Now there are people who really enjoy fashion and make-up, which is totally legitimate. The problem comes when time, money, and effort are required, sometimes even explicitly: Title VII covers the characteristics of various protected groups, which does not include the level of attractiveness and maintenance effort expected from employees, including weight, manicured nails, and “done” hair. (There is some nuance to how Title VII has been applied regarding employee grooming; you can read more here.) While it makes sense to have well-groomed employees who interact with customers, “well-groomed” is pretty subjective. Does it mean clean and covered or made-up and wearing heels? Also, it almost goes without saying that the time, effort, and money it takes to achieve a “well-groomed” appearance can be vastly different for men and women depending upon whose standards you follow. (By the way, you can also be legally fired for being too attractive.)

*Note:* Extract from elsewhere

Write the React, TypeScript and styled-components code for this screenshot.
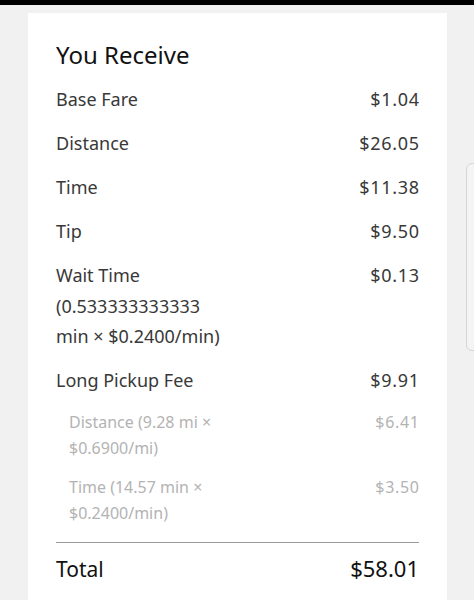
import React from "react";
import styled, { createGlobalStyle } from "styled-components";

const Global = createGlobalStyle`
  html, body { margin: 0; padding: 0; background: #f1f1f1; }
  body { font-family: "Noto Sans", "Open Sans", sans-serif; -webkit-font-smoothing: antialiased; }
`;

const Page = styled.div`
  width: 474px;
  height: 600px;
  overflow: hidden;
  position: relative;
  background: #f1f1f1;
  display: flex;
  flex-direction: column;
`;

const StatusBar = styled.div`
  height: 5px;
  background: #000;
  flex: none;
`;

const Card = styled.div`
  margin: 8px 27px 0 28px;
  background: #fff;
  padding: 26px 28px 0 28px;
  flex: 1;
  display: flex;
  flex-direction: column;
`;

const Title = styled.h1`
  margin: 0 0 13px 0;
  font-size: 24px;
  font-weight: 400;
  color: #111;
  line-height: 32px;
`;

const Row = styled.div<{ $sub?: boolean }>`
  display: flex;
  justify-content: space-between;
  align-items: flex-start;
  padding: ${(p) => (p.$sub ? "0 0 12.5px 13px" : "0 0 13.5px 0")};
  color: ${(p) => (p.$sub ? "#b3b3b3" : "#383838")};
  font-size: ${(p) => (p.$sub ? "16px" : "18px")};
  line-height: ${(p) => (p.$sub ? "26px" : "30.5px")};
`;

const Label = styled.span<{ $w?: number }>`
  max-width: ${(p) => (p.$w ? `${p.$w}px` : "none")};
`;

const Amount = styled.span`
  white-space: nowrap;
  letter-spacing: 0.7px;
  margin-right: -0.7px;
`;

const Divider = styled.hr`
  border: 0;
  border-top: 1px solid #9a9a9a;
  margin: 4px 0 0 0;
`;

const TotalRow = styled.div`
  display: flex;
  justify-content: space-between;
  align-items: baseline;
  line-height: 50px;
  color: #111;
`;

const TotalLabel = styled.span`
  font-size: 21px;
`;

const TotalAmount = styled.span`
  font-size: 22px;
`;

const EdgeHandle = styled.div`
  position: absolute;
  right: -6px;
  top: 163px;
  width: 12px;
  height: 186px;
  border: 1px solid #d6d6d6;
  border-radius: 6px;
  background: #f4f4f4;
`;

const rows: { label: string; amount: string; w?: number }[] = [
  { label: "Base Fare", amount: "$1.04" },
  { label: "Distance", amount: "$26.05" },
  { label: "Time", amount: "$11.38" },
  { label: "Tip", amount: "$9.50" },
  { label: "Wait Time (0.533333333333 min × $0.2400/min)", amount: "$0.13", w: 172 },
  { label: "Long Pickup Fee", amount: "$9.91" },
];

const subs = [
  { label: "Distance (9.28 mi × $0.6900/mi)", amount: "$6.41" },
  { label: "Time (14.57 min × $0.2400/min)", amount: "$3.50" },
];

export default function App() {
  return (
    <>
      <Global />
      <Page>
        <StatusBar />
        <Card>
          <Title>You Receive</Title>
          {rows.map((r) => (
            <Row key={r.label}>
              <Label $w={r.w}>{r.label}</Label>
              <Amount>{r.amount}</Amount>
            </Row>
          ))}
          {subs.map((r) => (
            <Row $sub key={r.label}>
              <Label $w={160}>{r.label}</Label>
              <Amount>{r.amount}</Amount>
            </Row>
          ))}
          <Divider />
          <TotalRow>
            <TotalLabel>Total</TotalLabel>
            <TotalAmount>$58.01</TotalAmount>
          </TotalRow>
        </Card>
        <EdgeHandle />
      </Page>
    </>
  );
}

So while I’ve been able to cut my “maintenance” way down, I certainly don’t judge the women who do feel like they need to cut into their paychecks to achieve a certain appearance. I don’t judge women who take great joy in having a vanity overflowing with make-up and love their monthly spa treatments. However, I look forward to a time when a woman is judged by her character/work ethic/taste in movies/beat boxing, instead of how decorative she is. To paraphrase Erin McKean from A Dress A Day: Prettiness shouldn’t be a rent you pay for occupying a space marked “female”.